The Password Database

Originally, Grex used the standard 7th Edition format flat text /etc/passwd file standard under SunOS. However, as the system grew, it became clear that this would not scale, and that using the old crypt(3) based 7th Edition password hash that was also standard under SunOS at that time was less than ideal from a security perspective, as was keeping the hashed passwords in /etc/passwd, where anyone could read them. In a gradual evolution, all three of these problems were addressed and eventually the entire password subsystem was replaced with custom code to both index the password database and provide a shadow password file, unreadable to most users. Also, the Grex staff came up with a new algorithm for hashing the passwords themselves that performed significantly better than and had several security advantages over the standard, DES-based algorithm used in SunOS's crypt(3) routine. It was also thought that passwords hashed with this algorithm might be directly incorporated as keys into, e.g., a modified Kerberos V key distribution center as the authentication basis for a networked Grex spread across several machines. More details, as well as some source code, can be found here.

Unfortunately, the indexing scheme was not compatible with Sun's tools, and the Grex staff had to build and maintain custom, non-standard utilities to administer the password database. Further, the standard tools were not removed from the system but would corrupt the database if used, requiring a laborious rebuild process: this caught more than one new system administrator (and an unsuspecting user community) by surprise. However, OpenBSD shipped with a password database indexing system that performed well enough on modern hardware that this customization was deemed unnecessary and not carried forward.

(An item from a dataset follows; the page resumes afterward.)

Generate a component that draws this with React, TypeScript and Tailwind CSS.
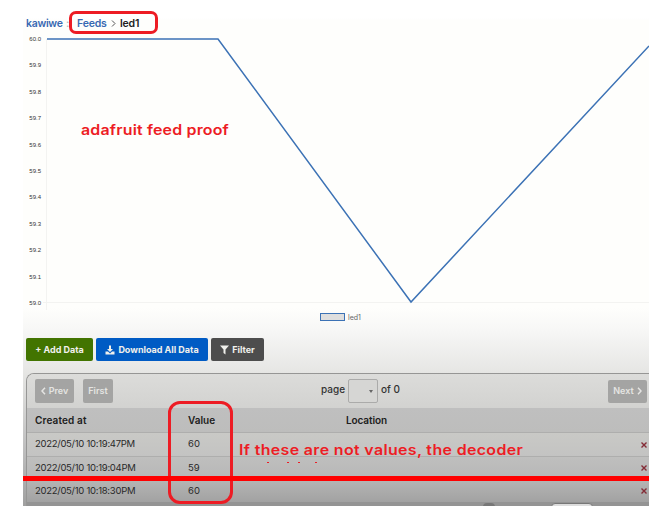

Further, a shadow password database is a standard part of the OpenBSD password subsystem.

Grex's custom password hashing algorithm, however, was another matter. Originally a major improvement over the standard crypt(3), most of Grex's users' passwords had been converted to use it over the years. Since it is practically impossible to invert the hashing process to recover the original password and hash with another algorithm, and since Grex still had some hope for building a KDC based on user's encrypted passwords as keys, and in order to avoid forcing users to change their passwords, the Grex staff implemented support for the Grex hashing algorithm for OpenBSD using the BSD Authentication System.

However, this had several problems of its own. First, the hash itself was based on the HMAC transformation, but all the inputs to it except for the password itself were fixed, eliminating the unique properties of HMACs that make them useful, and effectively rendering the security of the algorithm equivalent to that of the underlying hash function. Further, it had to be maintained: every time the system was upgraded, support for the hashing function would have to be patched into it. This would be doubly true for any sort of custom Kerberos KDC. One of the benefits of moving to OpenBSD was a much reduced maintenance burden: by continuing to use a custom hashing algorithm, we were negating that to some extent. So, in 2007, Grex moved to the blowfish-based hashing algorithm used with OpenBSD's bcrypt(3) hashing implementation.

The method used to migrate is interesting and bears mentioning here: the process was completely transparent to users, and involved two major steps. The first, and most obvious, was to modify the code that creates users on Grex to use bcrypt(3) instead of Grex's custom hash. Next, we unmodified the passwd(1) program so that it would produce standard passwords bcrypt(3) when run. Finally, and most interestingly, we instrumented the various programs that performed password authentication to detect whether a user's password had been hashed using bcrypt(3) or Grex's algorithm. If the latter, it would rehash it using bcrypt(3) and store the result in the password database. In this way, we were able to rapidly convert the entire user population's passwords to use the standard algorithm. Further, if Grex ever revisits the idea of using, e.g., Kerberos, this will likely be the main way that we add users to the KDC.

As of now, Grex's password database and the passwords in it are completely standard.

Queueing Telnet and idled

On Grex's Sun computers, pseudo-tty devices (ptys) for incoming network connections were a scarce resource, as the system was sufficiently underpowered that it could not support that many users at one time and ptys were limited in order to keep the system relatively responsive. An unfortunate consequence was that demand exceeded supply, and it became difficult for many users to get a pty, making Grex difficult to use at best. Some users developed "war-telneter" scripts to telnet to Grex repeatedly until they got a pty, further slowing the system down. This led to two consequences: the development of a queueing telnet daemon and the running of a program that looked for and logged out idle users. The latter was the open source idled program, while the former was developed in house and would place incoming telnet connections on a queue if more than a certain number of users were logged in at once. Eventually, queued users would obtain a pty as other users logged off.

With the move to OpenBSD, statistical analysis was performed on historic queue size data and it was found that, with a total of 128 ptys available for user logins, the queue was almost never used. Further, grex's new machine was sufficiently powerful that it could handle this load easily. Consequently, the queueing telnet daemon was not brought forward to OpenBSD.

With the elimination of the queueing telnet daemon and an abundance of resources, it was soon determined that the idle daemon wasn't doing very much good and it, too, was removed.

Periodically, this causes problems as people launch denial of service attacks against Grex, trying to tie up its ptys and other resources. Unfortunately, the telnet queue could not have helped against this: an attacker would first simply tie up the legitimate ptys, and then just fill the queue. The end result would be the same, in that legitimate users would be denied the ability to use Grex. Given the intractability of combating denial of service attacks in general, it was deemed not worth the effort. However, recent attacks may require Grex's staff to revisit this issue.